*RAW DATA:*
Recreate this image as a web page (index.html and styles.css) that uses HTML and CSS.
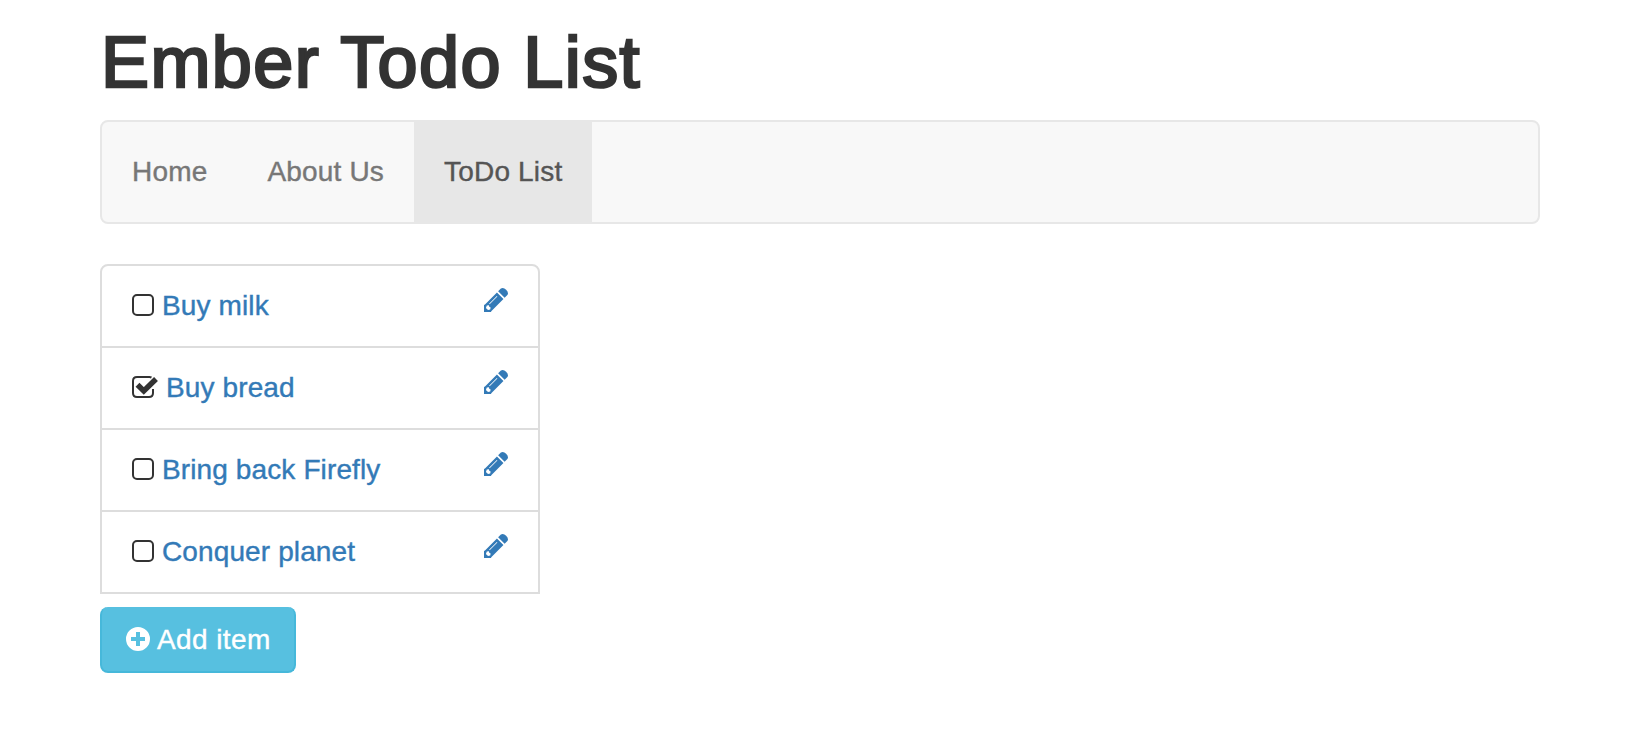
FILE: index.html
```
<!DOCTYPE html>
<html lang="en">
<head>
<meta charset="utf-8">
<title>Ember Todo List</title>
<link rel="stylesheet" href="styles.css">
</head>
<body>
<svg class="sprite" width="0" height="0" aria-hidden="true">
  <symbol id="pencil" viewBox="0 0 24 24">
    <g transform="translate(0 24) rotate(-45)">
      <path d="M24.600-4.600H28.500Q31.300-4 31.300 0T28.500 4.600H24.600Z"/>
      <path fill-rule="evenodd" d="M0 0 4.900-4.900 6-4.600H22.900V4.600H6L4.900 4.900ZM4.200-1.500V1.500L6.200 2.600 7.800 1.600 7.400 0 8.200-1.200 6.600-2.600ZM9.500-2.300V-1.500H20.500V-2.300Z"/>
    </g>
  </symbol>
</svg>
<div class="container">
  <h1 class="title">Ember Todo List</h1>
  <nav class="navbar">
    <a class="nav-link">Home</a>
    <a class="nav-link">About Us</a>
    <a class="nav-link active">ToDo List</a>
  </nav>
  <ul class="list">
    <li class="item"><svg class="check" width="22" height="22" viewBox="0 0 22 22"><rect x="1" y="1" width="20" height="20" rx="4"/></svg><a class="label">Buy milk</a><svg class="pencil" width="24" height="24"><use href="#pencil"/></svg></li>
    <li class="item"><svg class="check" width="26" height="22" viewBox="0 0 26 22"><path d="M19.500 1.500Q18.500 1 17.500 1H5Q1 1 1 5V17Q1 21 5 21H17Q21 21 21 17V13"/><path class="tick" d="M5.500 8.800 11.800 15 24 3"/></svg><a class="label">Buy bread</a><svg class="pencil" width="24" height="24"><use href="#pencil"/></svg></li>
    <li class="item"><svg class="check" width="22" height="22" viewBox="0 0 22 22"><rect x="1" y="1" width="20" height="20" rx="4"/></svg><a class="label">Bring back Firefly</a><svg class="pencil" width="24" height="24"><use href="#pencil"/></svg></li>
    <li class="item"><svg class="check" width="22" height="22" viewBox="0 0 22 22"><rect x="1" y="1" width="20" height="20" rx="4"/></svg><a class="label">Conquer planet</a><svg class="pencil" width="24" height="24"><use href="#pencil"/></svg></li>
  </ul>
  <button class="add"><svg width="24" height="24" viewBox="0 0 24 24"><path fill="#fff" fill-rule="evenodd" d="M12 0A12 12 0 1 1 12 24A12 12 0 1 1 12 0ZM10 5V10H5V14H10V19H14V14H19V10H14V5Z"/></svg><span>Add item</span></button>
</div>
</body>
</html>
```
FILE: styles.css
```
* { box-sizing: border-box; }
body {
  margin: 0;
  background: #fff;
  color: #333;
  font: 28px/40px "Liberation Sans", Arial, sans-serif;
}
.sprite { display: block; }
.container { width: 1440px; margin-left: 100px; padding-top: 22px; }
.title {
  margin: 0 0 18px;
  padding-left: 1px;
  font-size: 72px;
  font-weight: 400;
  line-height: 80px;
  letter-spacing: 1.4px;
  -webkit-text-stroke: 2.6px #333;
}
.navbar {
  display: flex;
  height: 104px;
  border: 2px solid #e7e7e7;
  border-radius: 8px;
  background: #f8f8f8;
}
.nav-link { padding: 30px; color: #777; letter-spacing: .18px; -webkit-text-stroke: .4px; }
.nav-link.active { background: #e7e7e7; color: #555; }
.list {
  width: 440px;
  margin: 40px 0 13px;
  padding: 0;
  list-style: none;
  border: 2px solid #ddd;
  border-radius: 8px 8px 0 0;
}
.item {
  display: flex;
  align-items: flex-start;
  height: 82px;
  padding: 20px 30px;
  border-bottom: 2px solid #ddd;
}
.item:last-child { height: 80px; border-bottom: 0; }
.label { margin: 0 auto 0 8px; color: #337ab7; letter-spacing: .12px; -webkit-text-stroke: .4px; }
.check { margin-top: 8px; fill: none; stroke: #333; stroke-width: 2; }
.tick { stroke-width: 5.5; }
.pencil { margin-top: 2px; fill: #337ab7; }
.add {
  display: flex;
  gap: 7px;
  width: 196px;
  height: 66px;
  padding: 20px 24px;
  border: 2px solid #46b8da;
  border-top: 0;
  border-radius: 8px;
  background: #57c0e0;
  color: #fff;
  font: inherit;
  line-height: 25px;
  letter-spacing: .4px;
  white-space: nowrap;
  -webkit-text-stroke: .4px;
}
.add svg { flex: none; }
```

*DESCRIPTION OF THE TASK:*
Return the material word for word. Pictures are not part of the copy.

*WRITTEN RESPONSE:*
Recreate this image as a web page (index.html and styles.css) that uses HTML and CSS.
FILE: index.html
```
<!DOCTYPE html>
<html lang="en">
<head>
<meta charset="utf-8">
<title>Ember Todo List</title>
<link rel="stylesheet" href="styles.css">
</head>
<body>
<svg class="sprite" width="0" height="0" aria-hidden="true">
  <symbol id="pencil" viewBox="0 0 24 24">
    <g transform="translate(0 24) rotate(-45)">
      <path d="M24.600-4.600H28.500Q31.300-4 31.300 0T28.500 4.600H24.600Z"/>
      <path fill-rule="evenodd" d="M0 0 4.900-4.900 6-4.600H22.900V4.600H6L4.900 4.900ZM4.200-1.500V1.500L6.200 2.600 7.800 1.600 7.400 0 8.200-1.200 6.600-2.600ZM9.500-2.300V-1.500H20.500V-2.300Z"/>
    </g>
  </symbol>
</svg>
<div class="container">
  <h1 class="title">Ember Todo List</h1>
  <nav class="navbar">
    <a class="nav-link">Home</a>
    <a class="nav-link">About Us</a>
    <a class="nav-link active">ToDo List</a>
  </nav>
  <ul class="list">
    <li class="item"><svg class="check" width="22" height="22" viewBox="0 0 22 22"><rect x="1" y="1" width="20" height="20" rx="4"/></svg><a class="label">Buy milk</a><svg class="pencil" width="24" height="24"><use href="#pencil"/></svg></li>
    <li class="item"><svg class="check" width="26" height="22" viewBox="0 0 26 22"><path d="M19.500 1.500Q18.500 1 17.500 1H5Q1 1 1 5V17Q1 21 5 21H17Q21 21 21 17V13"/><path class="tick" d="M5.500 8.800 11.800 15 24 3"/></svg><a class="label">Buy bread</a><svg class="pencil" width="24" height="24"><use href="#pencil"/></svg></li>
    <li class="item"><svg class="check" width="22" height="22" viewBox="0 0 22 22"><rect x="1" y="1" width="20" height="20" rx="4"/></svg><a class="label">Bring back Firefly</a><svg class="pencil" width="24" height="24"><use href="#pencil"/></svg></li>
    <li class="item"><svg class="check" width="22" height="22" viewBox="0 0 22 22"><rect x="1" y="1" width="20" height="20" rx="4"/></svg><a class="label">Conquer planet</a><svg class="pencil" width="24" height="24"><use href="#pencil"/></svg></li>
  </ul>
  <button class="add"><svg width="24" height="24" viewBox="0 0 24 24"><path fill="#fff" fill-rule="evenodd" d="M12 0A12 12 0 1 1 12 24A12 12 0 1 1 12 0ZM10 5V10H5V14H10V19H14V14H19V10H14V5Z"/></svg><span>Add item</span></button>
</div>
</body>
</html>
```
FILE: styles.css
```
* { box-sizing: border-box; }
body {
  margin: 0;
  background: #fff;
  color: #333;
  font: 28px/40px "Liberation Sans", Arial, sans-serif;
}
.sprite { display: block; }
.container { width: 1440px; margin-left: 100px; padding-top: 22px; }
.title {
  margin: 0 0 18px;
  padding-left: 1px;
  font-size: 72px;
  font-weight: 400;
  line-height: 80px;
  letter-spacing: 1.4px;
  -webkit-text-stroke: 2.6px #333;
}
.navbar {
  display: flex;
  height: 104px;
  border: 2px solid #e7e7e7;
  border-radius: 8px;
  background: #f8f8f8;
}
.nav-link { padding: 30px; color: #777; letter-spacing: .18px; -webkit-text-stroke: .4px; }
.nav-link.active { background: #e7e7e7; color: #555; }
.list {
  width: 440px;
  margin: 40px 0 13px;
  padding: 0;
  list-style: none;
  border: 2px solid #ddd;
  border-radius: 8px 8px 0 0;
}
.item {
  display: flex;
  align-items: flex-start;
  height: 82px;
  padding: 20px 30px;
  border-bottom: 2px solid #ddd;
}
.item:last-child { height: 80px; border-bottom: 0; }
.label { margin: 0 auto 0 8px; color: #337ab7; letter-spacing: .12px; -webkit-text-stroke: .4px; }
.check { margin-top: 8px; fill: none; stroke: #333; stroke-width: 2; }
.tick { stroke-width: 5.5; }
.pencil { margin-top: 2px; fill: #337ab7; }
.add {
  display: flex;
  gap: 7px;
  width: 196px;
  height: 66px;
  padding: 20px 24px;
  border: 2px solid #46b8da;
  border-top: 0;
  border-radius: 8px;
  background: #57c0e0;
  color: #fff;
  font: inherit;
  line-height: 25px;
  letter-spacing: .4px;
  white-space: nowrap;
  -webkit-text-stroke: .4px;
}
.add svg { flex: none; }
```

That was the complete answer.